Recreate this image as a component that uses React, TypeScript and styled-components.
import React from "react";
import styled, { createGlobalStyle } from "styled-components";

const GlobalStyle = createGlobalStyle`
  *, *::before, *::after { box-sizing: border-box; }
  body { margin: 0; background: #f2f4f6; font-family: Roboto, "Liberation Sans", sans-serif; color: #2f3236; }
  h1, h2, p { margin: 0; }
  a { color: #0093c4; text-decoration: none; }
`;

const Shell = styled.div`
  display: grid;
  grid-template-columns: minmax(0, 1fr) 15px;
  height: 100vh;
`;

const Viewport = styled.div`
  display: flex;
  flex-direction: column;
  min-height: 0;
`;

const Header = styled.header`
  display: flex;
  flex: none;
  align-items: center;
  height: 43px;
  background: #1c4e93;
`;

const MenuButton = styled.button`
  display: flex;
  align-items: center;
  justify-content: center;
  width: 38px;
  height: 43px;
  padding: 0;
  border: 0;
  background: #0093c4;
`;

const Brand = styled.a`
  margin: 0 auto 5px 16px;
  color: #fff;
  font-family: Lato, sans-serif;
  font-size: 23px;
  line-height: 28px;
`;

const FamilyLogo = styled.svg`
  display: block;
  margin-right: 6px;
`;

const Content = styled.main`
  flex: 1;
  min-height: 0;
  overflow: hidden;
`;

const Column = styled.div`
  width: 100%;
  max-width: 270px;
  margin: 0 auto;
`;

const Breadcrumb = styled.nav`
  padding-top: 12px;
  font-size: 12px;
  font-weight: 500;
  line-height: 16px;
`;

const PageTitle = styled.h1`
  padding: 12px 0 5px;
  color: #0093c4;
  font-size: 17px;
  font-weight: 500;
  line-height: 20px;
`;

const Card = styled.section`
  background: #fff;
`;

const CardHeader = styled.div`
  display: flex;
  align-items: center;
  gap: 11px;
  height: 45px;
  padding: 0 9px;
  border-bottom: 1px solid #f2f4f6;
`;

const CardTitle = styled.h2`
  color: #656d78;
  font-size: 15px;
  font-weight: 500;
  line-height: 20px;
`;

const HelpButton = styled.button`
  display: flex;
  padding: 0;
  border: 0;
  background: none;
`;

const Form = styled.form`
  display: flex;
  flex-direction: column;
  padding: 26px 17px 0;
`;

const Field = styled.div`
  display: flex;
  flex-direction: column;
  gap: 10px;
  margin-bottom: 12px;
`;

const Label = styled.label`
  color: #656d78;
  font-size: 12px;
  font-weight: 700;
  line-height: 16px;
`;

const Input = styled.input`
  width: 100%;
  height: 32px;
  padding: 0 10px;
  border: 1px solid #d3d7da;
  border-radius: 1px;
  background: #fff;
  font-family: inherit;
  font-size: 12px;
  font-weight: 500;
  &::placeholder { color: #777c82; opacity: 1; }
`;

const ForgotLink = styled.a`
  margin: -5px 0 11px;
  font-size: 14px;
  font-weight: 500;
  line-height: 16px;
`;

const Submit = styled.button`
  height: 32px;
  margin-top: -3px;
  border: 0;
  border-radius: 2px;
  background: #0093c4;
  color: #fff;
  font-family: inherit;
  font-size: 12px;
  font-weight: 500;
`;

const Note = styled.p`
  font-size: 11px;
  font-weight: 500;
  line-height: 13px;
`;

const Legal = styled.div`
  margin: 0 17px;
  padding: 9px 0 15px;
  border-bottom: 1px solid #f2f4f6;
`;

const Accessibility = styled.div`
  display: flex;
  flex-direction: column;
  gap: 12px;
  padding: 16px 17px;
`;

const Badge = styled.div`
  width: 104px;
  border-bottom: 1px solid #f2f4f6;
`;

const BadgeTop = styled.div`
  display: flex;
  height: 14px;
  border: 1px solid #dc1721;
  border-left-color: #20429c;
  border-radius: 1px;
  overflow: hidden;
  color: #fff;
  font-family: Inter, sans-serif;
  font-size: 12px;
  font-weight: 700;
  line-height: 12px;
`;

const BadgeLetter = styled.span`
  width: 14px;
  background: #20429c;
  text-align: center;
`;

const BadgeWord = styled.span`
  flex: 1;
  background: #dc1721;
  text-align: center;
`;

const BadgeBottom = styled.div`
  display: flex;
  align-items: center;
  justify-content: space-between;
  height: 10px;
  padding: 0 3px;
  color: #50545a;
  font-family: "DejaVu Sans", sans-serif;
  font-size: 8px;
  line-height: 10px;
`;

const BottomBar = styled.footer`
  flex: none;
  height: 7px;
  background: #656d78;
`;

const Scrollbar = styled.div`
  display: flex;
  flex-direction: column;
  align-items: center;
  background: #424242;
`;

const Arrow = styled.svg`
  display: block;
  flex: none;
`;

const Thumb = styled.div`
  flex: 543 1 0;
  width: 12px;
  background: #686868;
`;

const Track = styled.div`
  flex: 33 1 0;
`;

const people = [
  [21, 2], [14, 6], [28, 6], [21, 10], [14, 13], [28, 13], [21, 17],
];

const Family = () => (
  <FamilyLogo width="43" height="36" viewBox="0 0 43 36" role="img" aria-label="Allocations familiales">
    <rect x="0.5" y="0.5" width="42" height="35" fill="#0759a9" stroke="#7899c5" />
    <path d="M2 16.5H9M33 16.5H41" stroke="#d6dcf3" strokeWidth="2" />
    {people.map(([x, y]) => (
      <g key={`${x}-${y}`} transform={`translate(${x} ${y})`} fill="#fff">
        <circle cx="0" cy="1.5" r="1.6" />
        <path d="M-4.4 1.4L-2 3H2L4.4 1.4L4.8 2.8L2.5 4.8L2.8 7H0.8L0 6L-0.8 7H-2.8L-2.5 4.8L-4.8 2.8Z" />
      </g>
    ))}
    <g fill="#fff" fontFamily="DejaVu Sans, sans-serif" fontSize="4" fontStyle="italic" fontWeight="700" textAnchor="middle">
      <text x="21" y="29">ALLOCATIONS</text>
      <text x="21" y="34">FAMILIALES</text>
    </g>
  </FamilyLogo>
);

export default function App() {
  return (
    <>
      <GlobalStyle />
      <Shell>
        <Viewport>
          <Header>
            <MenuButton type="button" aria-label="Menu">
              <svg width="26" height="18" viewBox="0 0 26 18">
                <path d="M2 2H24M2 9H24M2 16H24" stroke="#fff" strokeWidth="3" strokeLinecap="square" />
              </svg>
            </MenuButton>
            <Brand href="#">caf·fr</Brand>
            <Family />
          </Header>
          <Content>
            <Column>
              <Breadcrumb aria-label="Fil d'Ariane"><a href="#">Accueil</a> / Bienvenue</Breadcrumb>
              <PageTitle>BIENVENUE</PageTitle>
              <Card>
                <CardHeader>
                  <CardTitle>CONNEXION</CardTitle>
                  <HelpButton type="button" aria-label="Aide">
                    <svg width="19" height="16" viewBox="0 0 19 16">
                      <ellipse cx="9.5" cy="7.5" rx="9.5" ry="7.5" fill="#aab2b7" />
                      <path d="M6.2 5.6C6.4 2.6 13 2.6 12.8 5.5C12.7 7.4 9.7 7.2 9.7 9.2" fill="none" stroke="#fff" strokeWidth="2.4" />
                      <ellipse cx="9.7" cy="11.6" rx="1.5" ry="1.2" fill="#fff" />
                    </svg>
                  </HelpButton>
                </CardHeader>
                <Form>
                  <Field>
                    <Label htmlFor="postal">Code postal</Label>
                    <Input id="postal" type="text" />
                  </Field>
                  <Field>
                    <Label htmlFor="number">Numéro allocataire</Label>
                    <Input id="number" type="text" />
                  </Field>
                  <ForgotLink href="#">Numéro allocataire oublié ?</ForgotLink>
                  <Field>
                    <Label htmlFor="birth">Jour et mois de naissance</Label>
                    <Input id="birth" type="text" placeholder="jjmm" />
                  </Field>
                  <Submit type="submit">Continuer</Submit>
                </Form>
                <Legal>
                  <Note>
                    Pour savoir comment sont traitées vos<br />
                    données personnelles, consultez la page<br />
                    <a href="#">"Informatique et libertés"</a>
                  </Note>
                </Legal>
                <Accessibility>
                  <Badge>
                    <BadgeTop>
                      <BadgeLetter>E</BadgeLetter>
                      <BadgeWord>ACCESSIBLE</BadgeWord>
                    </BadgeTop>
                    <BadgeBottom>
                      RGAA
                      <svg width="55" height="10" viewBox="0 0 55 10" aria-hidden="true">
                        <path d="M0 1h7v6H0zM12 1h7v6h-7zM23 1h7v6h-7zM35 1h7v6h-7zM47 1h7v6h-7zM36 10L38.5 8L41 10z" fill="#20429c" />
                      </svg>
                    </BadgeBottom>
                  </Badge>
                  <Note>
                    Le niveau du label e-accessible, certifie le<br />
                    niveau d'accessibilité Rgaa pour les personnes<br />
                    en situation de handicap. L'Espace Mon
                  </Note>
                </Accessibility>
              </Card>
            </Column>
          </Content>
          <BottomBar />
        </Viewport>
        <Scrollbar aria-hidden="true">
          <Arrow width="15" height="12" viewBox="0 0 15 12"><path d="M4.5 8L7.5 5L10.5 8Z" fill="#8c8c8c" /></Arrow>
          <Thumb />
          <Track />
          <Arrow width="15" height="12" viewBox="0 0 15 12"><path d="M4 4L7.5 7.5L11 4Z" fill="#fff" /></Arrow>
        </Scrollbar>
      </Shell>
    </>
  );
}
...
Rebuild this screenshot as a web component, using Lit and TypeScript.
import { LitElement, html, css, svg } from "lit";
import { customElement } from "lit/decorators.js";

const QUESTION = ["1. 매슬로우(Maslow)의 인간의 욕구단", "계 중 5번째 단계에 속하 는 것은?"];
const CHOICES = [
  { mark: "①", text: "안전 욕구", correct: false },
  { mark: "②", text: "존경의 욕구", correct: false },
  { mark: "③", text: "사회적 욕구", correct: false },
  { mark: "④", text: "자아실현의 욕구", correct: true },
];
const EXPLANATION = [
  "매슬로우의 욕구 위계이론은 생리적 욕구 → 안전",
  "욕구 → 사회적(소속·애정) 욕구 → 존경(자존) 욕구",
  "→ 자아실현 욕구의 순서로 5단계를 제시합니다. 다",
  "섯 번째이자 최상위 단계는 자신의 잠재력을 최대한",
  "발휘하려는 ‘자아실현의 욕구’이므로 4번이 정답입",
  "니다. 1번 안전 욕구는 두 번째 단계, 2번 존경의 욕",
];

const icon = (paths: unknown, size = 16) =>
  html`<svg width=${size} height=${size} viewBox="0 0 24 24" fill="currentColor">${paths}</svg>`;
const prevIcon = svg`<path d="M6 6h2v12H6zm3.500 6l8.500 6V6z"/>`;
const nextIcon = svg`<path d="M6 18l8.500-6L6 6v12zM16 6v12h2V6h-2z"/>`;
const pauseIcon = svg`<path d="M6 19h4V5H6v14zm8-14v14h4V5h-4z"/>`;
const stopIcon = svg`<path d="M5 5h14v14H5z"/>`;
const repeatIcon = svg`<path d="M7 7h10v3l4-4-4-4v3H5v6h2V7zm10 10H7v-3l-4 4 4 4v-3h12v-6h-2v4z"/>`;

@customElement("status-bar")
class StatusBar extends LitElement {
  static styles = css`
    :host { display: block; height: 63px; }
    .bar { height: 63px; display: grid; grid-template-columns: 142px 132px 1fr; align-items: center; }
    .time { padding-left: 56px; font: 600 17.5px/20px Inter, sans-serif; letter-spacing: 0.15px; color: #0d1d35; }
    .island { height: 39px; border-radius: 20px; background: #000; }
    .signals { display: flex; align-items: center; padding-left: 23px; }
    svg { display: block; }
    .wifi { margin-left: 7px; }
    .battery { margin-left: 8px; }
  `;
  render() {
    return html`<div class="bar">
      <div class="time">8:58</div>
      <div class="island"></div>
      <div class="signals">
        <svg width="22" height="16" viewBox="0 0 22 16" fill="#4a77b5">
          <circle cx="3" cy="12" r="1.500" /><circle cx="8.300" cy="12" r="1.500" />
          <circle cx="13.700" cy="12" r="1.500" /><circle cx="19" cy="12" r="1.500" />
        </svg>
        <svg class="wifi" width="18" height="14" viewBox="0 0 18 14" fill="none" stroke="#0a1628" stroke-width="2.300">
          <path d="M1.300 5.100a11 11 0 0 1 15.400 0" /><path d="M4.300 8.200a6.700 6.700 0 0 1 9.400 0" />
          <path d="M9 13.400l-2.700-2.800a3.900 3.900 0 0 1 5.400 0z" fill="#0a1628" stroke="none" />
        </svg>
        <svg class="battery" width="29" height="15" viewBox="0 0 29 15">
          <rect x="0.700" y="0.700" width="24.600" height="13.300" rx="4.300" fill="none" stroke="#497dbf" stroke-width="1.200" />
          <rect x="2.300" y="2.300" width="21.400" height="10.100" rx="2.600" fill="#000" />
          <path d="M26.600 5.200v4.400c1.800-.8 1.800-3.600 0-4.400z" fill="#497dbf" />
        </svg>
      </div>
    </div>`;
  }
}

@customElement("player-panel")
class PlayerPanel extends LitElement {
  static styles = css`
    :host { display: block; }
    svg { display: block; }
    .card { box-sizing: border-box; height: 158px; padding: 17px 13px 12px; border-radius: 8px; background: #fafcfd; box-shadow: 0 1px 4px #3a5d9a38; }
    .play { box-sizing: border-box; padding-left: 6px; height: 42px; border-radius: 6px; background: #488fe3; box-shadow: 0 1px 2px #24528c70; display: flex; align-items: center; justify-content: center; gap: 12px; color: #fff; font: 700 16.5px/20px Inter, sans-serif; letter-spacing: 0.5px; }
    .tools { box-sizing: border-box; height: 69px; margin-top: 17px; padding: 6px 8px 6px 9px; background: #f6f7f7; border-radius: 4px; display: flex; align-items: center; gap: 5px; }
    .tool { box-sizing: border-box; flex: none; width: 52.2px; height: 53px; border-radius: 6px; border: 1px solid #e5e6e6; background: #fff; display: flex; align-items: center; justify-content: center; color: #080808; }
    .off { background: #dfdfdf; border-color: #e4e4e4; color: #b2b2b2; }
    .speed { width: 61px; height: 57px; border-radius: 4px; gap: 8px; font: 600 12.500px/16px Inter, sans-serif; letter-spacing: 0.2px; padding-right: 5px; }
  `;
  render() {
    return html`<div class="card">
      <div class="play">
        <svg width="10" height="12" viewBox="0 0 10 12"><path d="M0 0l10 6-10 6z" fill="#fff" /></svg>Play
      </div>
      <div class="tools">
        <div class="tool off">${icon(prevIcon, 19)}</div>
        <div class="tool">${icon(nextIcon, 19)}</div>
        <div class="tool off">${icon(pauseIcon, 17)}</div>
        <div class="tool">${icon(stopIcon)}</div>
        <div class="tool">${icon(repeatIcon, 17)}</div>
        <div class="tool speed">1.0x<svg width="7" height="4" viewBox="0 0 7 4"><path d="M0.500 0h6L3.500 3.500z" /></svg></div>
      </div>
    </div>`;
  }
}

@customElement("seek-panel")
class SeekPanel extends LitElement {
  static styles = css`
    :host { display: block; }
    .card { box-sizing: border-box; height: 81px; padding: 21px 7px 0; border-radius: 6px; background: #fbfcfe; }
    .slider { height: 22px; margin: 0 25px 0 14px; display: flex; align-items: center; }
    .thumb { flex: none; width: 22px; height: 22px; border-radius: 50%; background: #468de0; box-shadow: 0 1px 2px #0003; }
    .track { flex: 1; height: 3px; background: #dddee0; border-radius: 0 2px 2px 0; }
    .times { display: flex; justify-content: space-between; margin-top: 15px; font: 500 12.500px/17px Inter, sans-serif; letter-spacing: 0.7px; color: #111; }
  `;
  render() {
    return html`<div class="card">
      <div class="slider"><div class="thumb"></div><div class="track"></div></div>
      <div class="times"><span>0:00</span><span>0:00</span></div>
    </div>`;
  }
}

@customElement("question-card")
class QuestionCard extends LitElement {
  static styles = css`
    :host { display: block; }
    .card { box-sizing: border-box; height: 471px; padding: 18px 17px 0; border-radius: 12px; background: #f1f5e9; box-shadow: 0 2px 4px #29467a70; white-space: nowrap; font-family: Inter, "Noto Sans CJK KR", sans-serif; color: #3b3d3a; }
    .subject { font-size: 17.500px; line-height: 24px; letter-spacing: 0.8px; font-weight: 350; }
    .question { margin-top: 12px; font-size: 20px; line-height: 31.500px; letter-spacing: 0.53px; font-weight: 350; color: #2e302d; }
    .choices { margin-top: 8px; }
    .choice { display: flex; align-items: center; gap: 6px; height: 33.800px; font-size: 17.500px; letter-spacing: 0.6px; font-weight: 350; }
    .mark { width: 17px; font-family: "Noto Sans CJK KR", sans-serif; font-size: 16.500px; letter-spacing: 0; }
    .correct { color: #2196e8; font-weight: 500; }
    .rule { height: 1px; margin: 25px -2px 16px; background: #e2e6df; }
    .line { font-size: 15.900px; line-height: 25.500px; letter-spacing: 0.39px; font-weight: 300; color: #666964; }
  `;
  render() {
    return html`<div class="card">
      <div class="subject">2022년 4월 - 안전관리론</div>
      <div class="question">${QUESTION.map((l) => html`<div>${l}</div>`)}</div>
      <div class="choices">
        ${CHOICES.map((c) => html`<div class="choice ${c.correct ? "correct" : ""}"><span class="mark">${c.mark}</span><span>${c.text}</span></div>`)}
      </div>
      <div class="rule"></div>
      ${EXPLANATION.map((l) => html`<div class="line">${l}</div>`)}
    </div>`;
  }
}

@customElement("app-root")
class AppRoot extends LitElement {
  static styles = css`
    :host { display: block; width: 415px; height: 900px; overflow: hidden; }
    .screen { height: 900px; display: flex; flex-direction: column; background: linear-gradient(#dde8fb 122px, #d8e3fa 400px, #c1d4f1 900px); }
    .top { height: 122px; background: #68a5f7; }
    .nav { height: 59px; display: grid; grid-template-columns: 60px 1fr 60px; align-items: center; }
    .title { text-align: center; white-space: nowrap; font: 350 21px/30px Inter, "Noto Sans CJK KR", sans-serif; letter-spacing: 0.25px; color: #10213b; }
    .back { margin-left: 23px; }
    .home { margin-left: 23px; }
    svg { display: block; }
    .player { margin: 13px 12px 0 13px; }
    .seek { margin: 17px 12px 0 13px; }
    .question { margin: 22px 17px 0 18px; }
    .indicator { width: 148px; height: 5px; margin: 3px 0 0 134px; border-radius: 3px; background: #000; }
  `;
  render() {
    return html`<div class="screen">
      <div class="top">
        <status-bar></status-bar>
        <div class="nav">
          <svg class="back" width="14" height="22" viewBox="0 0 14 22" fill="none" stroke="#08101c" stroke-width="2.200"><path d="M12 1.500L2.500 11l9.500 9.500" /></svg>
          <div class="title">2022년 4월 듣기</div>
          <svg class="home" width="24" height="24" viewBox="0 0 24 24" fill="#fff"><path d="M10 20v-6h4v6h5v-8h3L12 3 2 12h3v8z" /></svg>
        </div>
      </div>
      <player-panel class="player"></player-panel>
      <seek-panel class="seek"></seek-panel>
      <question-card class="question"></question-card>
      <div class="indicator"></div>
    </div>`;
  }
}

▶ _Exercise prompt_: Extract every line containing the string "TypeScript" from the material.

▶ _Exercise answer_:
Recreate this image as a component that uses React, TypeScript and styled-components.
Rebuild this screenshot as a web component, using Lit and TypeScript.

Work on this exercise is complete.